-- WHAT TO DO --
Records follow. Copy every line with "components".

[Pages as source code]

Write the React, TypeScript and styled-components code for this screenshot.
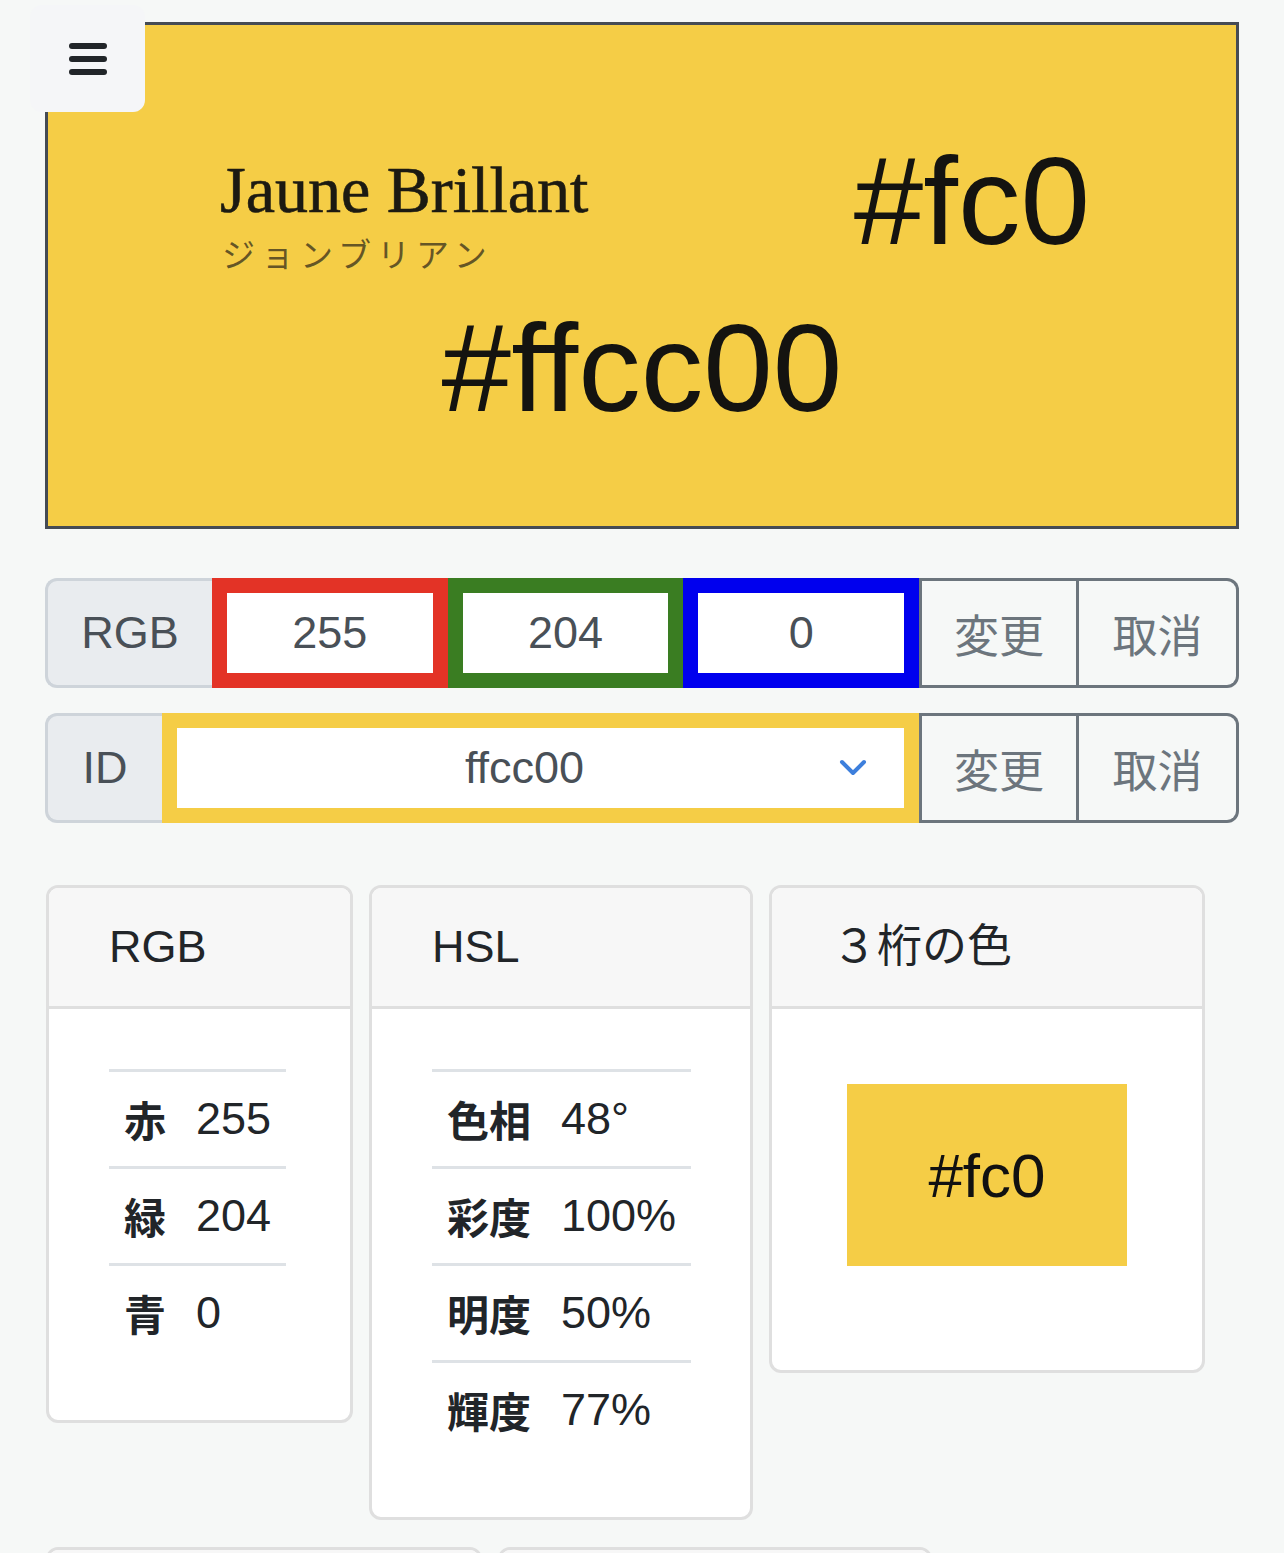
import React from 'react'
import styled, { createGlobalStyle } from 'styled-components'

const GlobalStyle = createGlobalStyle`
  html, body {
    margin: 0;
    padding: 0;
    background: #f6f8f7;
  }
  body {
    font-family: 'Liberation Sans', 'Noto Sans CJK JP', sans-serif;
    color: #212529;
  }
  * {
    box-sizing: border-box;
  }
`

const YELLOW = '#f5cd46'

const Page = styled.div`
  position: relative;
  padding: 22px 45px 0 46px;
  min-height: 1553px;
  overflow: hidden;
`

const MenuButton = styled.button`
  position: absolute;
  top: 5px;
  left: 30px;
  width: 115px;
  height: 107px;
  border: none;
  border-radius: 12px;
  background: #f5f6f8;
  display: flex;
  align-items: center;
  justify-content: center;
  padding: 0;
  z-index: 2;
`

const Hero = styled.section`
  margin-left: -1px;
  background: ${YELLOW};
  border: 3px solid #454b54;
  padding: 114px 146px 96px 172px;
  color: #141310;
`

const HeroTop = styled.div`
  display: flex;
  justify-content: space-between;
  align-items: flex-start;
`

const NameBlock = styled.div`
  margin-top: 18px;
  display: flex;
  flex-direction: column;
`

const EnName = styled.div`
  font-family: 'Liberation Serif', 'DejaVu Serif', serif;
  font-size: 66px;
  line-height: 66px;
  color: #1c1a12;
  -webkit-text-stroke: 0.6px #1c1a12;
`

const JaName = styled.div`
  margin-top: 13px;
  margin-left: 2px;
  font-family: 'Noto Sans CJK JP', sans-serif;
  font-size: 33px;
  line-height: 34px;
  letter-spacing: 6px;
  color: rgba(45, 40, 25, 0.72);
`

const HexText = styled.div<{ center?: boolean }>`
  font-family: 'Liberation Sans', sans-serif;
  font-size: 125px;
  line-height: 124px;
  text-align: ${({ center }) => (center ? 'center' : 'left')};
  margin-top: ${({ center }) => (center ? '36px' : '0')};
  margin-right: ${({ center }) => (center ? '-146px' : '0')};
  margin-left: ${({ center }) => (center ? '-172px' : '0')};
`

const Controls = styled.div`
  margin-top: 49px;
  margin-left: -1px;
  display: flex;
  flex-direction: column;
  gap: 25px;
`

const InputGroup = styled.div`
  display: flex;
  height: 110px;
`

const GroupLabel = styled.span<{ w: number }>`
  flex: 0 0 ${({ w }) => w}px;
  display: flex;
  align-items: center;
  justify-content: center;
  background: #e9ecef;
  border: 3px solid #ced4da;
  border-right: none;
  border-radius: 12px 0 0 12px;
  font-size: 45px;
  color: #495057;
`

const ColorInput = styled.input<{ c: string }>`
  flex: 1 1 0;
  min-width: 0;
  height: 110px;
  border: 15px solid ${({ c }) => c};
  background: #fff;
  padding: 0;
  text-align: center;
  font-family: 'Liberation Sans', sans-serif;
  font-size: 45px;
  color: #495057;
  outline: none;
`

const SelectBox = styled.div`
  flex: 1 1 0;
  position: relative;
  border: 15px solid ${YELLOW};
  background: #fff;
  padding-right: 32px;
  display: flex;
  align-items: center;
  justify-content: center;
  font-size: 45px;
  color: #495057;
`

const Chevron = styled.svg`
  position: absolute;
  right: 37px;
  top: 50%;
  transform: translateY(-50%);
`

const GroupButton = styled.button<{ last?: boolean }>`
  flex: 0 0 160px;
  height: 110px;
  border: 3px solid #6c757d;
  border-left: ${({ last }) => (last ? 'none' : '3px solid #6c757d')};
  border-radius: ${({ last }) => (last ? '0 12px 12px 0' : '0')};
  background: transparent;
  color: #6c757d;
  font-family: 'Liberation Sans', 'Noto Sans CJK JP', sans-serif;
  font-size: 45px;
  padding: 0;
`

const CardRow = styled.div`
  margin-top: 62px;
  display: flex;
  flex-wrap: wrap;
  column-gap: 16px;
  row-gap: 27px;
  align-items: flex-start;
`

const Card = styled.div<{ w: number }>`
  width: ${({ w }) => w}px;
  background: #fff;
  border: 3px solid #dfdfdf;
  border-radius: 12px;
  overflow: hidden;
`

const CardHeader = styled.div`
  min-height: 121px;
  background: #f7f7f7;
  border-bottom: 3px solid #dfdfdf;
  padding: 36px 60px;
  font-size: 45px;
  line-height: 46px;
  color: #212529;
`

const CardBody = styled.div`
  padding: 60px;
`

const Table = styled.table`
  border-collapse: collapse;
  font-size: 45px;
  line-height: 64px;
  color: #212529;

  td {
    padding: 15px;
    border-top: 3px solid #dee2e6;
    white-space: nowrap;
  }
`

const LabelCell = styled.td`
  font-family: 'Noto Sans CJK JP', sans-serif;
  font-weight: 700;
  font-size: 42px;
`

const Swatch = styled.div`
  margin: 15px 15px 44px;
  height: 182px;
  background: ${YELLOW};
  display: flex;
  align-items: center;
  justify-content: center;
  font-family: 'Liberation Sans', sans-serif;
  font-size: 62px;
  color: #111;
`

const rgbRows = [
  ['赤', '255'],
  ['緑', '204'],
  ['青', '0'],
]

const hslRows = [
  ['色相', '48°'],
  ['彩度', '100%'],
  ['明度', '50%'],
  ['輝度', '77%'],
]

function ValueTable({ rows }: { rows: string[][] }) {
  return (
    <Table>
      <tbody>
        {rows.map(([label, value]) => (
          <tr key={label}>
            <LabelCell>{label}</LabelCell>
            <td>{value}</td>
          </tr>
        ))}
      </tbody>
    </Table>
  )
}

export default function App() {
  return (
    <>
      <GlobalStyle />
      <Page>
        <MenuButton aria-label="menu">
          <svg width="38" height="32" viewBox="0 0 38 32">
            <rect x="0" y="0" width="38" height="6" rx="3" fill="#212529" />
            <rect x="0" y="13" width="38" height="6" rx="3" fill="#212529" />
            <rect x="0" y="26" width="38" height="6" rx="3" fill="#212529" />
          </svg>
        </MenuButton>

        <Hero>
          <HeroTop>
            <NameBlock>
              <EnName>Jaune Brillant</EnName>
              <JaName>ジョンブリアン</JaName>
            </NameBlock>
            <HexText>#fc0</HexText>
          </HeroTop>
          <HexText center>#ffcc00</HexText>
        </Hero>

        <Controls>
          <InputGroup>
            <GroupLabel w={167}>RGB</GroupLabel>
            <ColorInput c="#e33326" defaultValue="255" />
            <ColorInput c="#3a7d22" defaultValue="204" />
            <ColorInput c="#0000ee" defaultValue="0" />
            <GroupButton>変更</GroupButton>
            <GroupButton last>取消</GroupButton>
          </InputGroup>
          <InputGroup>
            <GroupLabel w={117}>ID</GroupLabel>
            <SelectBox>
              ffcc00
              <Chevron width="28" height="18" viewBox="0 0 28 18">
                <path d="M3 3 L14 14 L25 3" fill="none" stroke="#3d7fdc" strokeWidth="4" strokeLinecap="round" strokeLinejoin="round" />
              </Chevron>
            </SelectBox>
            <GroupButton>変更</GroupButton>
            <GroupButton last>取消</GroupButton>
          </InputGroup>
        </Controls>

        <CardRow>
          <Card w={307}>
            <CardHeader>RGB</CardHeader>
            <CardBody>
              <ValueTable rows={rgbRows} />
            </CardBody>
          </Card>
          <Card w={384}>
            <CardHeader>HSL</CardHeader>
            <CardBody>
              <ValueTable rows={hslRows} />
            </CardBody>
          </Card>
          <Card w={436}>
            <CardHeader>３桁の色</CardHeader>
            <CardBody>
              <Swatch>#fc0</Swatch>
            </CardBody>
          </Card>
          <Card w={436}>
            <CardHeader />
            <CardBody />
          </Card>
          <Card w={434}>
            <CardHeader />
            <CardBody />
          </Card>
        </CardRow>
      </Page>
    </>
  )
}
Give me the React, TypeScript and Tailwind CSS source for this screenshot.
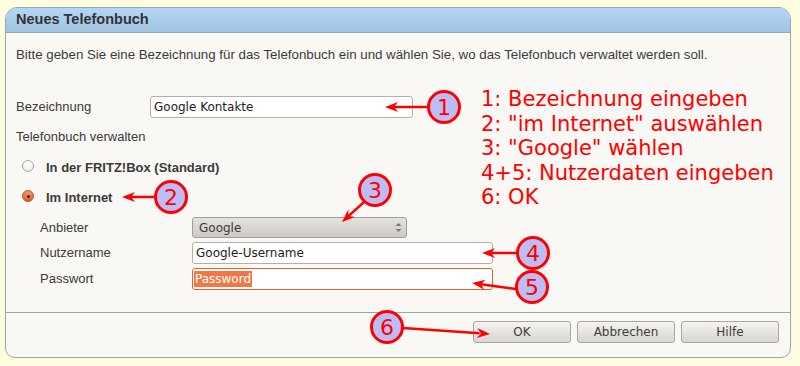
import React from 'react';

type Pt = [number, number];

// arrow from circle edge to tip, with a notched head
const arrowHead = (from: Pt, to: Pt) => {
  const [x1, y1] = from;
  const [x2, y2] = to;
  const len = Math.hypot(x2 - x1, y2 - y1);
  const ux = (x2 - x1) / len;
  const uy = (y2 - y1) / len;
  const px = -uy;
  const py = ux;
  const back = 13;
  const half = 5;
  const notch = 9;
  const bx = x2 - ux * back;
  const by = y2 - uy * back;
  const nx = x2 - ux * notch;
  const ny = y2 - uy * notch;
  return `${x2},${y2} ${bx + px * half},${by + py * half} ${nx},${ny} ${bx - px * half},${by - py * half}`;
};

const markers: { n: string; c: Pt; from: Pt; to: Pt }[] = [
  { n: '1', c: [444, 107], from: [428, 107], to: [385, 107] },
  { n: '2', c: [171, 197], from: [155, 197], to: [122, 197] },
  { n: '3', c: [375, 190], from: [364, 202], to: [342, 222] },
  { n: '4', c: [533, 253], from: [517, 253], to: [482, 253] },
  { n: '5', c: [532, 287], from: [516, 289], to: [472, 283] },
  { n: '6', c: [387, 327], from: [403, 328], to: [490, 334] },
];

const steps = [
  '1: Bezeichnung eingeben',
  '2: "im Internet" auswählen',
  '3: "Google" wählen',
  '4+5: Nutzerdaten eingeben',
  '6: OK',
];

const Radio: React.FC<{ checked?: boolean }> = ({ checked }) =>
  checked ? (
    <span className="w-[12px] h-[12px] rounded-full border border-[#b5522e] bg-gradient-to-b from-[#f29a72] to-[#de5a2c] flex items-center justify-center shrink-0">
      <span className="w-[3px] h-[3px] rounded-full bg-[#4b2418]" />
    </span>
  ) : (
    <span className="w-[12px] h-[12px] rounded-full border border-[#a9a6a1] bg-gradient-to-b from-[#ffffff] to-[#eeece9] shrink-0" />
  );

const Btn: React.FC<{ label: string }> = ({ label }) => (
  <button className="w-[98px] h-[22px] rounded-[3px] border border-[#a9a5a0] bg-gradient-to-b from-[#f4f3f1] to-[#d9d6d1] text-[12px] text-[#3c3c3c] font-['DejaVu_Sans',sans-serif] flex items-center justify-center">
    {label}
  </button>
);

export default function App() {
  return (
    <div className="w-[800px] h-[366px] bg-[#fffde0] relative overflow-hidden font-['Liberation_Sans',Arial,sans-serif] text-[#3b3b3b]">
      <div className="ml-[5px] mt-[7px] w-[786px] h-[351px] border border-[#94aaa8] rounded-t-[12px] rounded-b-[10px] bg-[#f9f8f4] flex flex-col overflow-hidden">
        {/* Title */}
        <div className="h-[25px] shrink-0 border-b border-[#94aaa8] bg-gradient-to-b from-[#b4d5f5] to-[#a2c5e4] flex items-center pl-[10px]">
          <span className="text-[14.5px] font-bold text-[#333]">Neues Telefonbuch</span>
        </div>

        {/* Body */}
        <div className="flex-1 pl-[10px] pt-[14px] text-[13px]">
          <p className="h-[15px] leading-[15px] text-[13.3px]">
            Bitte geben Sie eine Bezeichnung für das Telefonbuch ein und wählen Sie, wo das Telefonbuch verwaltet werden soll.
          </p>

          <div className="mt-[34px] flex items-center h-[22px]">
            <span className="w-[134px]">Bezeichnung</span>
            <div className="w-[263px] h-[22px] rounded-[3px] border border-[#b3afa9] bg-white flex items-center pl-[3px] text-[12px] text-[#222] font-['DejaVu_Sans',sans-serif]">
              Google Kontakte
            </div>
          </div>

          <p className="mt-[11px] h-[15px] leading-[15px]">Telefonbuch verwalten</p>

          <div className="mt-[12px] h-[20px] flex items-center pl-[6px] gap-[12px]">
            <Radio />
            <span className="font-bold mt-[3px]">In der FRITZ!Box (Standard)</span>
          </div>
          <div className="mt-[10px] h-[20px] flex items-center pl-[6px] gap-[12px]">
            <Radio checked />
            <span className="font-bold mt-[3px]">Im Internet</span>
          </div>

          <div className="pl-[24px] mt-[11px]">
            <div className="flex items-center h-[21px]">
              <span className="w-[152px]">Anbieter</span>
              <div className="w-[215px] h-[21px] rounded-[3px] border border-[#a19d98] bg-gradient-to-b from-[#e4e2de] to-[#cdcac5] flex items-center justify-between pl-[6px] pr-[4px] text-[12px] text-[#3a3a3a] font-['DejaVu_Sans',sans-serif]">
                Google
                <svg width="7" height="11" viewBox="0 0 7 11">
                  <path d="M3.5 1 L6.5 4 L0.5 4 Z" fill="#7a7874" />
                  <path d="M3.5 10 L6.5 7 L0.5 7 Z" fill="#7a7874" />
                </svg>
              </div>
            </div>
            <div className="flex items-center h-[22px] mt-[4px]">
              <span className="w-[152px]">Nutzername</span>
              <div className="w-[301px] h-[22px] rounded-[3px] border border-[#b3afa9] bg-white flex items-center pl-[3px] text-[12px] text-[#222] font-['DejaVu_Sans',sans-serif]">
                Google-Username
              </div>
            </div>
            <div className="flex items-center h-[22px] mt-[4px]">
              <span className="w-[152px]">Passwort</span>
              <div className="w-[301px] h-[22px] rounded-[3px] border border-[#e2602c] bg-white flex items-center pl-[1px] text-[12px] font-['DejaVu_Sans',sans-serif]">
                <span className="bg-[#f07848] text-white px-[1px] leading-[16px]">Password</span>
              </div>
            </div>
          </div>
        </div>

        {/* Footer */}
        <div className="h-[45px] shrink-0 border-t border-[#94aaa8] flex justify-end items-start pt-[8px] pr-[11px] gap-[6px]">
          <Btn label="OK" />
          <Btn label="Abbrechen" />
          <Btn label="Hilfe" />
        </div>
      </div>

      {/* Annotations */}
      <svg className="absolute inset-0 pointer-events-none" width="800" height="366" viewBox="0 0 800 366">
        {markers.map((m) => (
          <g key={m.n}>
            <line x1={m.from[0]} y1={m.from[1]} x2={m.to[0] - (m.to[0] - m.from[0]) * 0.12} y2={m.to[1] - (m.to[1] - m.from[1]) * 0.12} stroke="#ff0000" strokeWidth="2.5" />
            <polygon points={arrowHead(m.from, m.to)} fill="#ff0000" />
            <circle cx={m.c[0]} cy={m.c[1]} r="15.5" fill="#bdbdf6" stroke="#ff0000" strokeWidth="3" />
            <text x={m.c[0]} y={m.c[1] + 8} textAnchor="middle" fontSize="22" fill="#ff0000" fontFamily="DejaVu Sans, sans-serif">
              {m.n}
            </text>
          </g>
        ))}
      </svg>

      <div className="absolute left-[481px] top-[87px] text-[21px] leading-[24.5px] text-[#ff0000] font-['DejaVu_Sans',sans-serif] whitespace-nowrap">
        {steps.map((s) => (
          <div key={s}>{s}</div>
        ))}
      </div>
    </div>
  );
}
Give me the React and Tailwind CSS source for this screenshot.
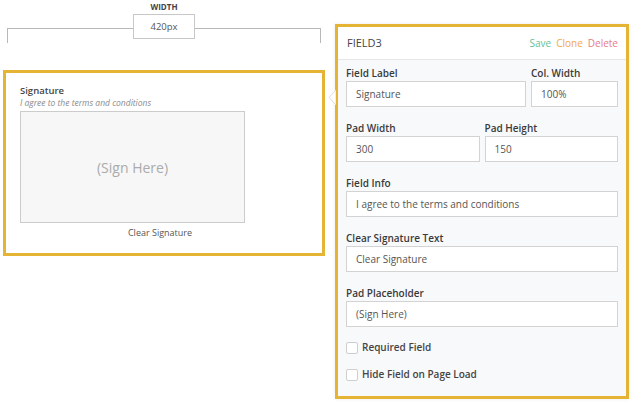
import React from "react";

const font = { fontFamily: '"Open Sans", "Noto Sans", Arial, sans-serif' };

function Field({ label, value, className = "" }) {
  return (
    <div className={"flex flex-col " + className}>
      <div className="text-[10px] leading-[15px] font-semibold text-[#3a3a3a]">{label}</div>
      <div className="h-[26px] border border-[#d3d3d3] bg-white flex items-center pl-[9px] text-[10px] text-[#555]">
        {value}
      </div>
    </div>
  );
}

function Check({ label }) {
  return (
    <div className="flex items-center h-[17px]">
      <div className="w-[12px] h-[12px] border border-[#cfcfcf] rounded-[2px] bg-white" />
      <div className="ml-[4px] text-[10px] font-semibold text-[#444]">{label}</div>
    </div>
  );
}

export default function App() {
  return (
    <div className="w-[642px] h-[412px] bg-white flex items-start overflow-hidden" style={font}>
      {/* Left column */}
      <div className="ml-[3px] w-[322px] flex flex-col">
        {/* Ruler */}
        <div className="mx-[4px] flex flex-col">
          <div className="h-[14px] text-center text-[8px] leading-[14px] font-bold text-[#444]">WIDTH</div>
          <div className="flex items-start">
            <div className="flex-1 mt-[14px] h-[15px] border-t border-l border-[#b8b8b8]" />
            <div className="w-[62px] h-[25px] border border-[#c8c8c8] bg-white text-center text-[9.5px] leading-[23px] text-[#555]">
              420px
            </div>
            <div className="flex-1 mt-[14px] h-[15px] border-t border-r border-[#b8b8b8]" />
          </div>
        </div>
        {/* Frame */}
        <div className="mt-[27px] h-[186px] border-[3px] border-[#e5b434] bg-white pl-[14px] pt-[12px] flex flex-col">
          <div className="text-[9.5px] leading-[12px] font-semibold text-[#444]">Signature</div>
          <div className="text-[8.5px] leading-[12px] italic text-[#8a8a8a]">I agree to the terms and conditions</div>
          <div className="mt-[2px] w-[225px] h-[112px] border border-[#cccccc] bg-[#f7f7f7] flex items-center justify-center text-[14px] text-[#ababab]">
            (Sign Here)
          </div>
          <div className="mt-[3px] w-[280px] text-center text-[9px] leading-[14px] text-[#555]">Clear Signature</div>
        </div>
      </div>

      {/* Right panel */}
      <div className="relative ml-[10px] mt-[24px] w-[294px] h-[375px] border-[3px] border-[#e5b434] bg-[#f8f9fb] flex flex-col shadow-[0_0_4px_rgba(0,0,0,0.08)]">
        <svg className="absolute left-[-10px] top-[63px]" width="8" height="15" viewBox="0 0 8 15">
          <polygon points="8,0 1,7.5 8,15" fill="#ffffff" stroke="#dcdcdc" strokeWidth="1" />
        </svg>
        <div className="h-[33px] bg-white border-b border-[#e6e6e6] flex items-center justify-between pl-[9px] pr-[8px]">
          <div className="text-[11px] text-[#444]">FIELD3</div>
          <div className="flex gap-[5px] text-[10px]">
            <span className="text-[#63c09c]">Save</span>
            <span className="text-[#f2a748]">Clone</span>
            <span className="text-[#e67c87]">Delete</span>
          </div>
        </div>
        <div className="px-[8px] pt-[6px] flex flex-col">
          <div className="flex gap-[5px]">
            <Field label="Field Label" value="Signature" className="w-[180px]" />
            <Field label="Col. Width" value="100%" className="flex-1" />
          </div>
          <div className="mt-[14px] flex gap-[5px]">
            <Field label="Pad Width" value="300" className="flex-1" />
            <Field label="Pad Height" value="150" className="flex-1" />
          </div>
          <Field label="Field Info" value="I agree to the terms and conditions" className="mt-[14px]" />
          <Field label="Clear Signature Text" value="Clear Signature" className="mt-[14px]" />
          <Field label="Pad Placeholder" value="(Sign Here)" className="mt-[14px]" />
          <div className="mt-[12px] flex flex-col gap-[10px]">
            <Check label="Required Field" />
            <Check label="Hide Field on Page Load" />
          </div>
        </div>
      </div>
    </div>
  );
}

-- WRITTEN SOLUTION --
Write the React, TypeScript and styled-components code for this screenshot.
import styled, { createGlobalStyle } from 'styled-components'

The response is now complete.